• **Exercise goal**
Filter the lines below, copying only those with the string "this".

• **Data extract**
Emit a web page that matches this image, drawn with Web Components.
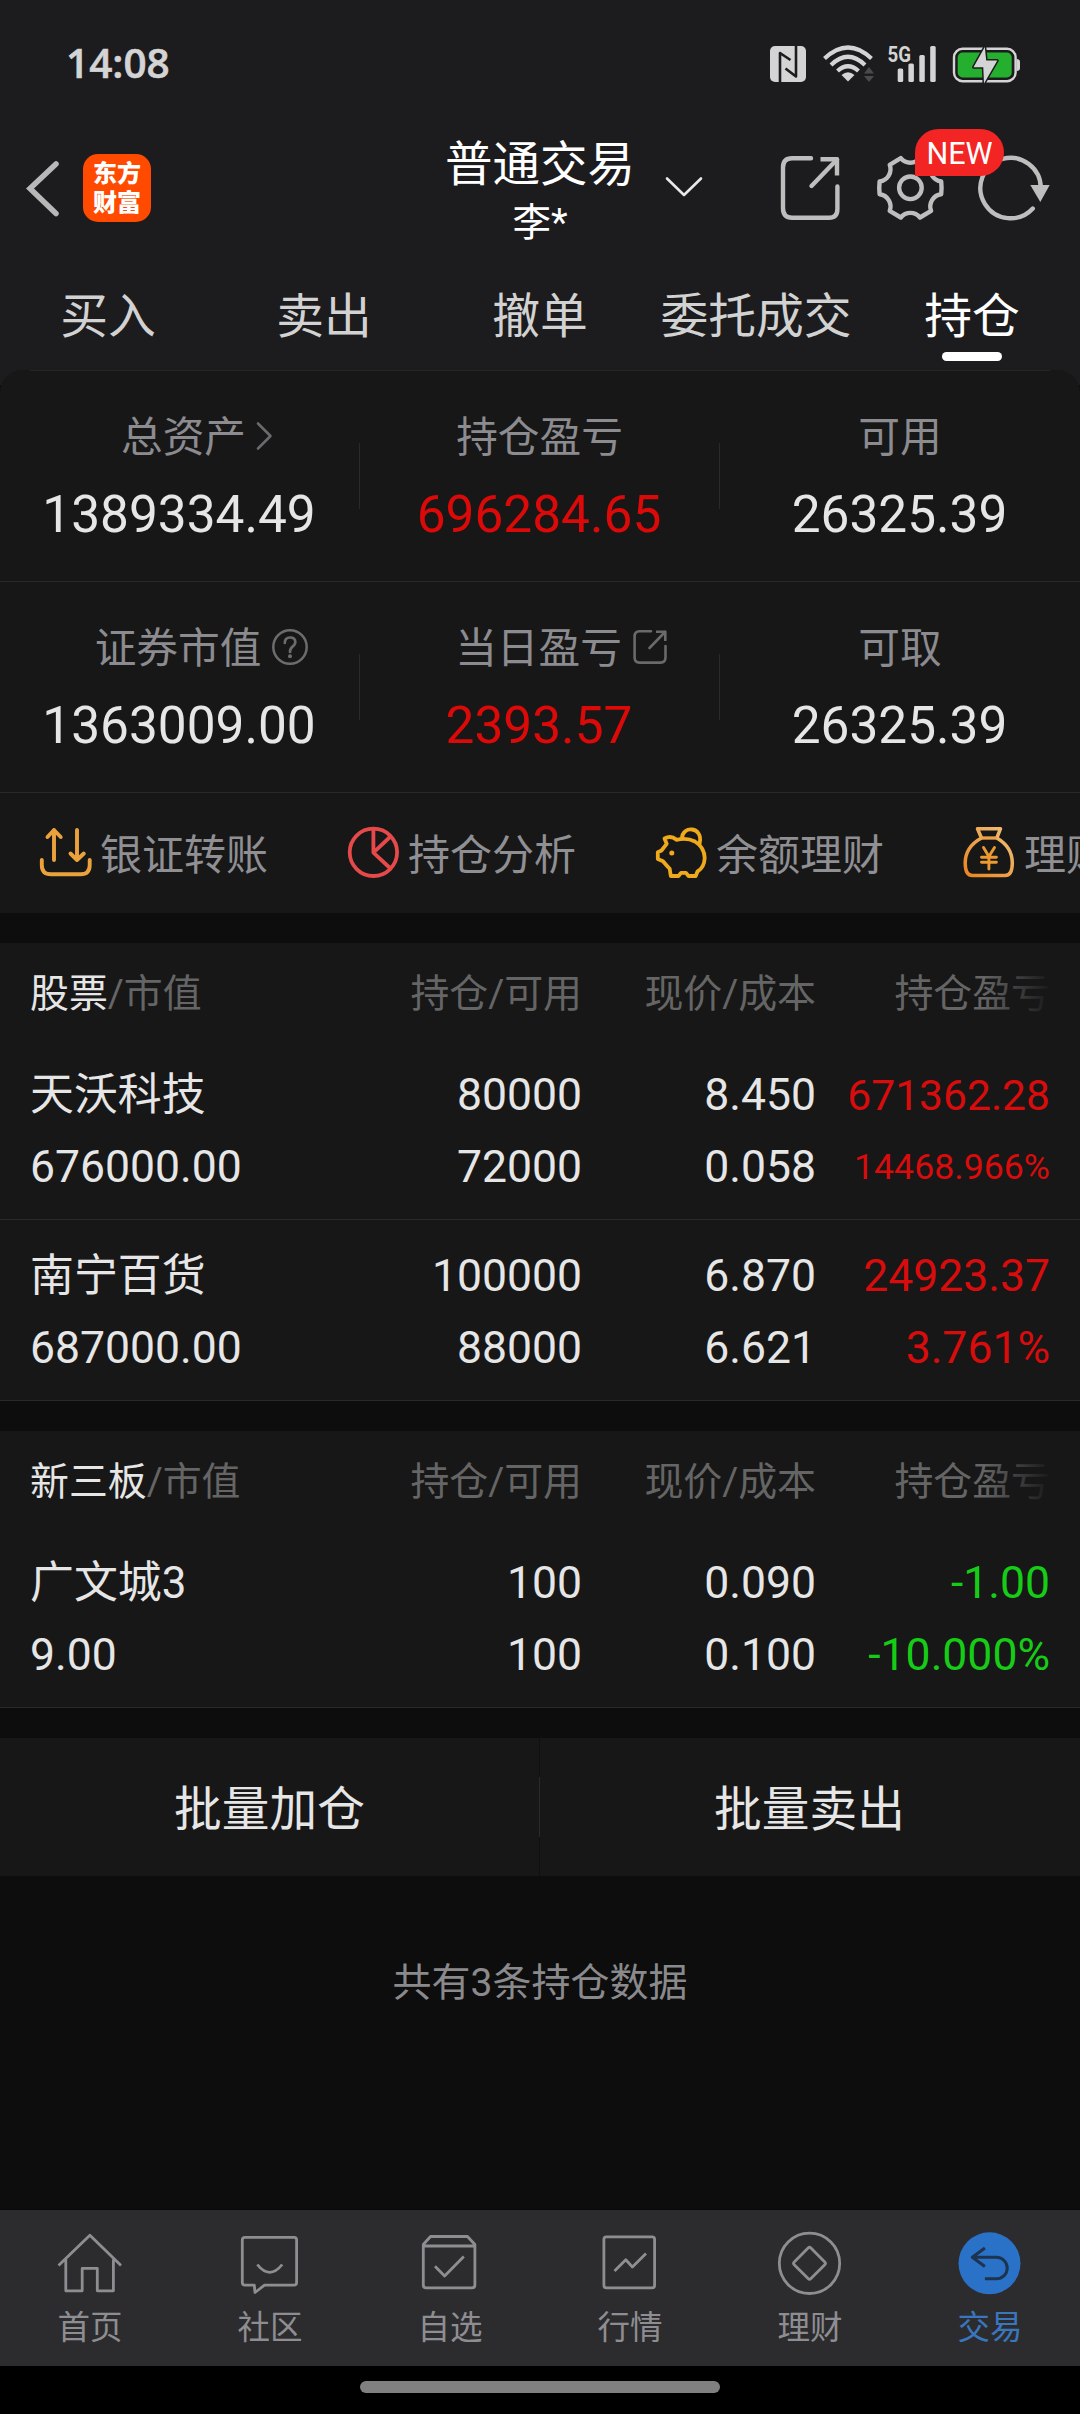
<!DOCTYPE html>
<html lang="zh-CN">
<head>
<meta charset="utf-8">
<title>持仓</title>
<style>
html,body{margin:0;padding:0;background:#0d0d0d}
body{width:1080px;height:2414px;overflow:hidden;font-family:Roboto,"Noto Sans CJK SC",sans-serif;color:#e6e6e6}
</style>
</head>
<body>
<trade-app></trade-app>
<script>
const ICONS = {
  nfc: ['769 45 38 38', `<rect x="770" y="46" width="36" height="36" rx="5" fill="#d4d4d4"/><path d="M780 82V53L790.5 60M796 46V76.500L785.500 68.500" fill="none" stroke="#1c1c1e" stroke-width="2.600"/>`],
  wifi: ['822 44 52 40', `<g fill="none" stroke="#d4d4d4" stroke-width="4.200"><path d="M824.500 58.500Q848 36.500 871.500 58.500"/><path d="M831 65Q848 48.500 865 65"/><path d="M837.500 71Q848 61.500 858.500 71"/></g><path d="M841.500 75Q848 69.500 854.500 75L848 81.500Z" fill="#d4d4d4"/><path d="M864 73.500L869 67L874 73.500ZM864 76L869 82L874 76Z" fill="#4a4a4c"/>`],
  bars: ['888 44 50 40', `<text x="887.500" y="62" font-family="Roboto" font-size="22" font-weight="700" textLength="23.500" lengthAdjust="spacingAndGlyphs" fill="#d4d4d4">5G</text><g fill="#d4d4d4"><rect x="897.700" y="68.500" width="5.500" height="13.500" rx="1.500"/><rect x="908.400" y="63.500" width="5.500" height="18.500" rx="1.500"/><rect x="919.300" y="55" width="5.500" height="27" rx="1.500"/><rect x="930.200" y="46" width="5.500" height="36" rx="1.500"/></g>`],
  battery: ['952 45 70 39', `<rect x="954" y="48.800" width="61.600" height="32.400" rx="8.500" fill="none" stroke="#d4d4d4" stroke-width="2.400"/><path d="M1016.500 59Q1020 59 1020 62V68Q1020 71 1016.500 71Z" fill="#d4d4d4"/><rect x="957.700" y="52.500" width="54" height="25" rx="5" fill="#24b02e"/><path d="M984.800 47L973.500 67.200H983.300L984 83.500L997.300 60.500H986.200Z" fill="#d4d4d4" stroke="#1c1c1e" stroke-width="3" paint-order="stroke"/>`],
  back: ['26 158 36 60', `<path d="M56 164L30 188.500L56 213.500" fill="none" stroke="#b8b8b8" stroke-width="5.500" stroke-linecap="round" stroke-linejoin="miter"/>`],
  down: ['664 174 40 26', `<path d="M667 178.500L684 195L701 178.500" fill="none" stroke="#e8e8e8" stroke-width="2.600" stroke-linecap="round"/>`],
  share: ['780 156 62 66', `<g fill="none" stroke="#bebebe" stroke-width="4.400"><path d="M811 159.200H792Q783 159.200 783 168.500V209Q783 218.800 792 218.800H829Q837.400 218.800 837.400 210V187.500" stroke-linecap="round"/><path d="M820.500 160.300H837V176.500" stroke-linecap="butt"/><path d="M837 160.500L811.500 187" stroke-linecap="round"/></g>`],
  gear: ['876 154 70 68', `<g transform="translate(910.400 187.800)" fill="none" stroke="#bebebe" stroke-width="4.400" stroke-linejoin="round"><circle r="11.300"/><path d="M30.800 -6.400Q31.500 0 30.800 6.400A12.300 12.300 0 0 0 20.700 23L9.600 29.700A12.300 12.300 0 0 0 -9.600 29.700L-20.700 23A12.300 12.300 0 0 0 -30.800 6.400Q-31.500 0 -30.800 -6.400A12.300 12.300 0 0 0 -20.700 -23L-9.600 -29.700A12.300 12.300 0 0 0 9.600 -29.700L20.700 -23A12.300 12.300 0 0 0 30.800 -6.400Z"/></g>`],
  reload: ['978 154 74 68', `<path d="M1032.800 208.500A30.200 30.200 0 1 1 1040.800 188" fill="none" stroke="#bebebe" stroke-width="4.400" stroke-linecap="round"/><path d="M1030.300 185H1049.700L1040.300 202Z" fill="#bebebe"/>`],
  chev: ['257 419 17 30', `<path d="M259 421.500L271.500 434L259 446.500" fill="none" stroke="#6a6a6c" stroke-width="2.600" stroke-linecap="round"/>`],
  help: ['271 626 38 38', `<circle cx="290" cy="645" r="16.700" fill="none" stroke="#6c6c6e" stroke-width="2.500"/><path d="M284.800 641Q284.800 635.500 290 635.500Q295.300 635.500 295.300 640Q295.300 642.600 292.300 644.800Q290 646.500 290 650" fill="none" stroke="#6c6c6e" stroke-width="2.700" stroke-linecap="round"/><circle cx="290" cy="654.300" r="2" fill="#6c6c6e"/>`],
  out: ['632 627 36 36', `<g fill="none" stroke="#6a6a6c" stroke-width="2.600"><path d="M651 629.300H639.500Q634.600 629.300 634.600 634.500V655.500Q634.600 660.600 639.500 660.600H660.500Q665.500 660.600 665.500 655.500V644" stroke-linecap="round"/><path d="M656 629.700H665.300V639"/><path d="M665 630L649.500 646" stroke-linecap="round"/></g>`],
  transfer: ['39 826 53 53', `<g fill="none" stroke="#eba23c" stroke-width="3.900" stroke-linecap="round" stroke-linejoin="round"><path d="M54 860V830M47.500 837L54 830L60.700 837"/><path d="M77 830V860M70.500 853.500L77 860L83.800 853.500"/><path d="M41.800 860V865Q41.800 874.300 51 874.300H80.500Q89.700 874.300 89.700 865V860"/></g>`],
  pie: ['347 826 53 53', `<g fill="none" stroke="#e5494a" stroke-width="3.800" stroke-linejoin="round"><circle cx="373.400" cy="852.300" r="23.700"/><path d="M373.400 829V852.600L390 837M373.400 852.600L390.500 868.500"/></g>`],
  pig: ['655 826 53 53', `<g fill="none" stroke="#efa91c" stroke-width="3.800" stroke-linejoin="round" stroke-linecap="round"><path d="M664.500 838.500Q671 835 676.500 839.800Q687 837.500 695 841.500Q704.500 847.500 704.700 858Q704.300 867.500 697.500 871.500L695.700 876H688.500L686 872.800H681L678.500 876H670.800L669.700 868.800Q666.500 865.500 663 861.300L657.800 859V852.300L661.500 850.500L666.700 843.800Z"/><path d="M682 838.500C682 825 703.500 826.500 699.700 843"/></g><circle cx="671.800" cy="853" r="2.500" fill="#efa91c"/>`],
  bag: ['963 826 53 53', `<defs><linearGradient id="g" x1="0" y1="1" x2="1" y2="0"><stop offset="0" stop-color="#ec8420"/><stop offset="1" stop-color="#efc27a"/></linearGradient></defs><g fill="none" stroke="url(#g)" stroke-width="3.500" stroke-linejoin="round" stroke-linecap="round"><path d="M977.500 828.700H1000.500L996.800 838Q1012.300 847 1012.300 863Q1012.300 875.600 1005 875.600H972.500Q965.200 875.600 965.200 863Q965.200 847 981.500 838Z"/></g><path d="M981.500 838H996.800" stroke="#eda24a" stroke-width="3.300"/><g fill="none" stroke="#ec9a30" stroke-width="2.900" stroke-linecap="round"><path d="M983.500 847.500L988.900 856.500L994.500 847.500M981.500 857.300H996.400M981.500 862.300H996.400M988.900 857V869"/></g>`],
  home: ['57 2230 66 66', `<path d="M58.500 2265.500L89.900 2235.300L121 2265.500M65.800 2259.500V2290.800H82.200V2268.400H97.300V2290.800H113.400V2259.500"/>`],
  chat: ['237 2230 66 66', `<path d="M245 2237.300H294Q296.600 2237.300 296.600 2240V2282.500Q296.600 2285.200 294 2285.200H264.500L255 2292.500L254.300 2285.200H245Q242.300 2285.200 242.300 2282.500V2240Q242.300 2237.300 245 2237.300ZM257.300 2264.500Q269.700 2280.200 282.200 2264.500"/>`],
  pick: ['417 2230 66 66', `<path d="M423.300 2246H474.900V2285Q474.900 2287.800 472 2287.800H426Q423.300 2287.800 423.300 2285V2244.500L430.500 2236.500H467.500L474.900 2244.500V2246M435 2266.300L444.600 2276L463.800 2256.500"/>`],
  market: ['597 2230 66 66', `<rect x="603.900" y="2236.800" width="50.700" height="51" rx="2.500"/><path d="M614.500 2271L625.800 2259.800L632.400 2267L646 2253.500"/>`],
  wealth: ['777 2230 66 66', `<circle cx="809.500" cy="2263.300" r="30.200"/><rect x="797.700" y="2251.500" width="23.600" height="23.600" rx="2" transform="rotate(45 809.500 2263.300)"/>`],
  trade: ['957 2230 66 66', `<circle cx="989.500" cy="2263.300" r="31" fill="#2a72c7" stroke="none"/><path d="M984.900 2248L972.300 2257.300L984.900 2266.500M973 2257.300H996.500A10.700 10.700 0 0 1 996.500 2278.800H984.900" stroke="#1c3450" stroke-width="3"/>`]
};

const define = (tag, html, setup) => {
  const tpl = document.createElement('template');
  tpl.innerHTML = html;
  customElements.define(tag, class extends HTMLElement {
    constructor() {
      super();
      this.attachShadow({ mode: 'open' }).append(tpl.content.cloneNode(true));
    }
    connectedCallback() { if (setup) setup(this, this.shadowRoot); }
  });
};

define('ui-icon', `<style>:host{display:block;flex:none}svg{display:block;overflow:visible}</style>`, (el, root) => {
  const [vb, body] = ICONS[el.getAttribute('name')];
  const [, , w, h] = vb.split(' ');
  root.innerHTML += `<svg viewBox="${vb}" width="${w}" height="${h}" fill="none" stroke-linejoin="round" ${el.hasAttribute('line') ? 'stroke="#8e8e92" stroke-width="2.8"' : ''}>${body}</svg>`;
});

define('status-bar', `<style>
:host{display:flex;justify-content:space-between;height:128px;padding:0 58px 0 66px;box-sizing:border-box;align-items:center}
.t{font:600 40.500px/60px "Open Sans",sans-serif;color:#d4d4d4;-webkit-text-stroke:.6px #d4d4d4;margin-top:-2px}
.r{display:flex;align-items:center;height:40px}
</style><div class="t">14:08</div><div class="r">
<ui-icon name="nfc"></ui-icon><ui-icon name="wifi" style="margin-left:15px"></ui-icon><ui-icon name="bars" style="margin-left:14px"></ui-icon><ui-icon name="battery" style="margin-left:14px"></ui-icon></div>`);

define('brand-logo', `<style>
:host{display:flex;flex-direction:column;justify-content:center;align-items:center;width:68px;height:68px;border-radius:15px;background:#ff4a00;color:#fff;font:900 24px/29px "Noto Sans CJK SC",sans-serif;box-sizing:border-box;padding-bottom:3px}
</style><div>东方<br>财富</div>`);

define('app-header', `<style>
:host{display:grid;grid-template-columns:440px 200px 1fr;height:120px}
.l{display:flex;align-items:center;padding:0 0 4px 26px;gap:21px}
.c{display:flex;flex-direction:column;align-items:center;padding-top:7px;color:#fff;font-size:47.500px;line-height:60px;white-space:nowrap}
.c small{font-size:38.500px;line-height:56px}
.r{display:flex;align-items:center;padding:0 0 4px 24px}
.g{position:relative;margin-left:34px}
.b{position:absolute;left:39px;top:-25px;width:89px;height:47px;border-radius:24px 24px 24px 0;background:#f22424;color:#fff;font-size:30.500px;line-height:49px;text-align:center;z-index:1}
</style>
<div class="l"><ui-icon name="back"></ui-icon><brand-logo></brand-logo></div>
<div class="c"><span>普通交易</span><small>李*</small></div>
<div class="r"><ui-icon name="down" style="margin-top:-2px"></ui-icon><ui-icon name="share" style="margin-left:76px"></ui-icon>
<div class="g"><ui-icon name="gear"></ui-icon><div class="b">NEW</div></div><ui-icon name="reload" style="margin-left:32px"></ui-icon></div>`);

define('nav-tab', `<style>
:host{display:flex;flex-direction:column;align-items:center;flex:1;color:#d2d2d2;font-size:47.800px;line-height:70px;padding-top:34px;white-space:nowrap}
:host([active]){color:#fff}
i{display:block;width:60px;height:9px;border-radius:4.500px}
:host([active]) i{background:#fff}
</style><slot></slot><i></i>`);

define('nav-tabs', `<style>:host{display:flex;height:122px}</style><slot></slot>`);

define('summary-cell', `<style>
:host{flex:1 1 0;display:flex;align-items:stretch;min-width:0}
.m{flex:1;padding-top:37px;display:flex;flex-direction:column;align-items:center}
.k{display:flex;align-items:center;justify-content:center;height:60px;font-size:41.700px;line-height:60px;color:#8b8b90;padding-left:var(--shift,0);white-space:nowrap}
.k ::slotted(ui-icon){margin-left:10px;margin-bottom:5px}
.v{margin:17px 1px 0 0;font-size:51.400px;line-height:60px;white-space:nowrap}
i{width:1px;height:66px;margin-top:72px;background:#2a2a2b}
:host(:last-child) i{display:none}
:host([up]) .v{color:#dc0909}
</style><div class="m"><div class="k"><span></span><slot></slot></div><div class="v"></div></div><i></i>`, (el, r) => {
  r.querySelector('.k span').textContent = el.getAttribute('label');
  r.querySelector('.v').textContent = el.getAttribute('value');
});

define('summary-row', `<style>:host{display:flex;height:211px;box-sizing:border-box;border-bottom:1px solid #29292a}</style><slot></slot>`);

define('asset-card', `<style>
:host{display:block;background:linear-gradient(#1c1c1e 15px,#0d0d0d 15px)}
.box{background:#171717;border-radius:22px 22px 0 0}
.top{height:1px;margin:0 30px;background:#252526}
</style><div class="box"><div class="top"></div><slot></slot></div>`);

define('quick-item', `<style>
:host{display:flex;align-items:center;gap:8px;flex:none;font-size:42px;line-height:60px;color:#8f8f94;white-space:nowrap}
span{width:168px;padding-top:6px}
</style><span><slot></slot></span>`, (el, r) => {
  const i = document.createElement('ui-icon');
  i.setAttribute('name', el.getAttribute('icon'));
  r.insertBefore(i, r.querySelector('span'));
});

define('quick-bar', `<style>:host{display:flex;gap:79px;height:120px;padding-left:39px;padding-bottom:1px;box-sizing:border-box;overflow:hidden;align-items:center}</style><slot></slot>`);

define('holding-head', `<style>
:host{display:grid;grid-template-columns:318px 234px 234px 234px;height:96px;padding:5px 30px 0;box-sizing:border-box;align-items:center;font-size:38.900px;line-height:60px;color:#656565;text-align:right;position:relative;white-space:nowrap}
div{text-align:left}b{font-weight:400;color:#e6e6e6}
i{position:absolute;right:0;top:0;width:96px;height:96px;background:linear-gradient(90deg,rgba(23,23,23,0),#171717 68px)}
</style><div><b><slot></slot></b>/市值</div><span>持仓/可用</span><span>现价/成本</span><span>持仓盈亏</span><i></i>`);

define('holding-row', `<style>
:host{display:grid;grid-template-columns:318px 234px 234px 234px;grid-auto-rows:72px;height:181px;padding:20px 30px 0;box-sizing:border-box;border-bottom:1px solid #29292a;font-size:44.500px;line-height:72px;text-align:right;white-space:nowrap}
.n{text-align:left}.name{font-size:43.900px}
:host([up]) .p{color:#d80c0c}:host([down]) .p{color:#16cc16}
.m{font-size:42.600px}
.s{font-size:35.700px}
</style>`, (el, r) => {
  const f = el.getAttribute('data').split('|');
  const fit = t => t.length > 9 ? ' s' : t.length > 8 ? ' m' : '';
  const cls = ['n name', '', '', 'p' + fit(f[3]), 'n', '', '', 'p' + fit(f[7])];
  f.forEach((t, i) => {
    const s = document.createElement('span');
    s.className = cls[i];
    s.textContent = t;
    r.append(s);
  });
});

define('holding-block', `<style>:host{display:block;background:#171717;margin-top:30px}</style><slot name="head"></slot><slot></slot>`);

define('batch-bar', `<style>
:host{display:flex;height:138px;margin-top:30px;background:#171717;align-items:center}
div{flex:1 1 0;text-align:center;font-size:47.700px;line-height:70px;padding:6px 1px 0 0}
i{width:1px;height:138px;margin-left:-1px;background:linear-gradient(#101010 39px,#2a2a2b 39px 99px,#101010 99px)}
</style><div>批量加仓</div><i></i><div>批量卖出</div>`);

define('list-note', `<style>:host{display:block;flex:1;padding-top:77px;text-align:center;font-size:39px;line-height:60px;color:#8a8a8d}</style><slot></slot>`);

define('dock-item', `<style>
:host{flex:1;display:flex;flex-direction:column;align-items:center;padding-top:20px;font-size:32.500px;line-height:40px;color:#8e8e92}
:host([active]){color:#3a76be}
span{margin-top:12px}
</style><span><slot></slot></span>`, (el, r) => {
  const i = document.createElement('ui-icon');
  i.setAttribute('name', el.getAttribute('icon'));
  i.setAttribute('line', '');
  r.insertBefore(i, r.querySelector('span'));
});

define('dock-bar', `<style>:host{display:flex;height:157px;box-sizing:border-box;background:#2c2c2e;border-top:1px solid #090909}</style><slot></slot>`);

define('gesture-bar', `<style>:host{display:flex;justify-content:center;height:48px;padding-top:15px;box-sizing:border-box;background:#000}i{width:360px;height:12px;border-radius:6px;background:#808080}</style><i></i>`);

define('trade-app', `<style>
:host{display:flex;flex-direction:column;width:1080px;height:2414px}
header{background:#1c1c1e}
</style>
<header><status-bar></status-bar><app-header></app-header>
<nav-tabs><nav-tab>买入</nav-tab><nav-tab>卖出</nav-tab><nav-tab>撤单</nav-tab><nav-tab>委托成交</nav-tab><nav-tab active>持仓</nav-tab></nav-tabs></header>
<asset-card>
<summary-row><summary-cell label="总资产" value="1389334.49" style="--shift:35px"><ui-icon name="chev"></ui-icon></summary-cell><summary-cell label="持仓盈亏" value="696284.65" up></summary-cell><summary-cell label="可用" value="26325.39"></summary-cell></summary-row>
<summary-row><summary-cell label="证券市值" value="1363009.00" style="--shift:45px"><ui-icon name="help"></ui-icon></summary-cell><summary-cell label="当日盈亏" value="2393.57" up style="--shift:44px"><ui-icon name="out"></ui-icon></summary-cell><summary-cell label="可取" value="26325.39"></summary-cell></summary-row>
<quick-bar><quick-item icon="transfer">银证转账</quick-item><quick-item icon="pie">持仓分析</quick-item><quick-item icon="pig">余额理财</quick-item><quick-item icon="bag">理财</quick-item></quick-bar>
</asset-card>
<holding-block><holding-head slot="head">股票</holding-head>
<holding-row up data="天沃科技|80000|8.450|671362.28|676000.00|72000|0.058|14468.966%"></holding-row>
<holding-row up data="南宁百货|100000|6.870|24923.37|687000.00|88000|6.621|3.761%"></holding-row></holding-block>
<holding-block><holding-head slot="head">新三板</holding-head>
<holding-row down data="广文城3|100|0.090|-1.00|9.00|100|0.100|-10.000%"></holding-row></holding-block>
<batch-bar></batch-bar>
<list-note>共有3条持仓数据</list-note>
<dock-bar><dock-item icon="home">首页</dock-item><dock-item icon="chat">社区</dock-item><dock-item icon="pick">自选</dock-item><dock-item icon="market">行情</dock-item><dock-item icon="wealth">理财</dock-item><dock-item icon="trade" active>交易</dock-item></dock-bar>
<gesture-bar></gesture-bar>`);
</script>
</body>
</html>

• **Answer in full**
Emit a web page that matches this image, drawn with Web Components.
      this.attachShadow({ mode: 'open' }).append(tpl.content.cloneNode(true));
    connectedCallback() { if (setup) setup(this, this.shadowRoot); }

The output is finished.